Selon le professeur Alla Shainskaya, le rôle des médias russes en Israël est lui aussi crucial dans cette droitisation, notamment par leur volonté de « détourner la réalité du conflit ». Cependant, de plus en plus de jeunes Russes, assimilés au fil des générations, semblent plus enclins à dialoguer avec les Palestiniens. L’activiste Edi Zhensker en est un exemple probant, avec son association « Notre Patrimoine ».
Représentant environ 20 % de l’électorat israélien, la communauté est d’ailleurs prise d’assaut par les partis de tous bords.
Son poids électoral reste décisif, avec une portée équivalente à une vingtaine de sièges sur les 120 que compte la Knesset. Au départ, très partisans du parti Israël Ba’aliya de Natan Sharansky (ténor de la communauté russophone et ancien refuznik) avec son programme centré sur l’intégration de l’aliya soviétique, c’est désormais le Likoud et surtout Israël Beiteinou aujourd’hui au pouvoir, qui sont les formations politiques les plus courtisées. Les questions du mariage civil, de l’emploi et du logement sont les sujets centraux dans cette drague politicienne. Comme le rappelle l’ancien porte-parole du parti Kadima Lior Khorez, leur vote «a toujours été décisif», permettant successivement à Binyamin Netanyahou, Ehoud Barak, Ariel Sharon et Avigdor Liberman, de triompher de leurs adversaires. Il y a quelques semaines, le député Shas Aryeh Déri avait d’ailleurs fait polémique en déclarant que le Likoud était un parti de «Russes et de Blancs».
Communautarisme
Enfin, le communautarisme affiché de cette communauté est lui aussi un élément de taille. Dénigrant le système éducatif israélien, elle a notamment élaboré un large réseau d’écoles privées russophones. A la fin des années 2000, on dénombrait 140 cours qui ont importé le système russe dans les écoles supérieures, et 3 000 dans le secondaire. Pour la sociologue Marina Niznik, « ces immigrants connaissaient très peu la culture et la tradition juive […]. Ils sont arrivés avec une grande estime de leur langue et de leur culture. Très vite, ils ont créé leur propre réseau culturel ». Des librairies, des théâtres, des magasins et des discothèques russes fleurissent partout, au grand étonnement de la société israélienne, peu habituée à voir une communauté d’immigrants afficher ainsi sa culture d’origine. La sphère médiatique est elle aussi concernée, à l’instar de la chaîne russophone Israël Plus, lancée en 2002, sans compter la radio publique Reka, qui émet en grande partie dans la langue slave. La presse écrite également, dans le début des années 1990, avec la création d’une cinquantaine de journaux russes dont certains atteignaient le million d’exemplaires. Même si le phénomène a diminué au fil des années, la presse russophone reste conséquente comme le journal Vesti, l’un des plus gros tirages du pays. Le russe, considéré comme la troisième langue du pays, est même devenu une matière scolaire en 1992. Aujourd’hui il n’est plus rare de voir des publicités ou des spots en cyrillique, preuve de cette importance linguistique. Cependant l’intégration rapide des nouvelles générations tend inévitablement ce phénomène vers le bas. En 2009, les jeunes de 18-24 ans d’origine russe n’étaient déjà plus que 14 % à lire la presse communautaire.
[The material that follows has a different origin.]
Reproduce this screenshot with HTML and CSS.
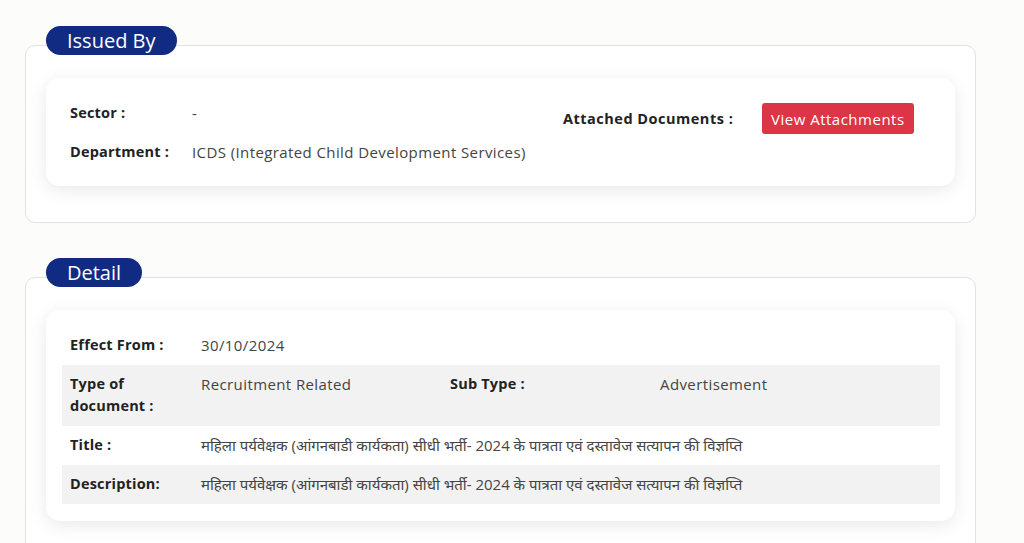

Mais c’est avant tout l’apport diplomatique qui reste le plus spectaculaire. Lors d’une rencontre avec le président Vladimir Poutine à Moscou en février 2010, le Premier ministre Binyamin Netanyahou n’avait pas hésité à déclarer que «l’une des raisons de notre succès diplomatique tient à la présence d’un pont vivant reliant nos deux pays. Un pont formé par le million de citoyens israéliens russophones rattachant Israël à la Russie et qui nous ont communiqué l’amour de ce pays !».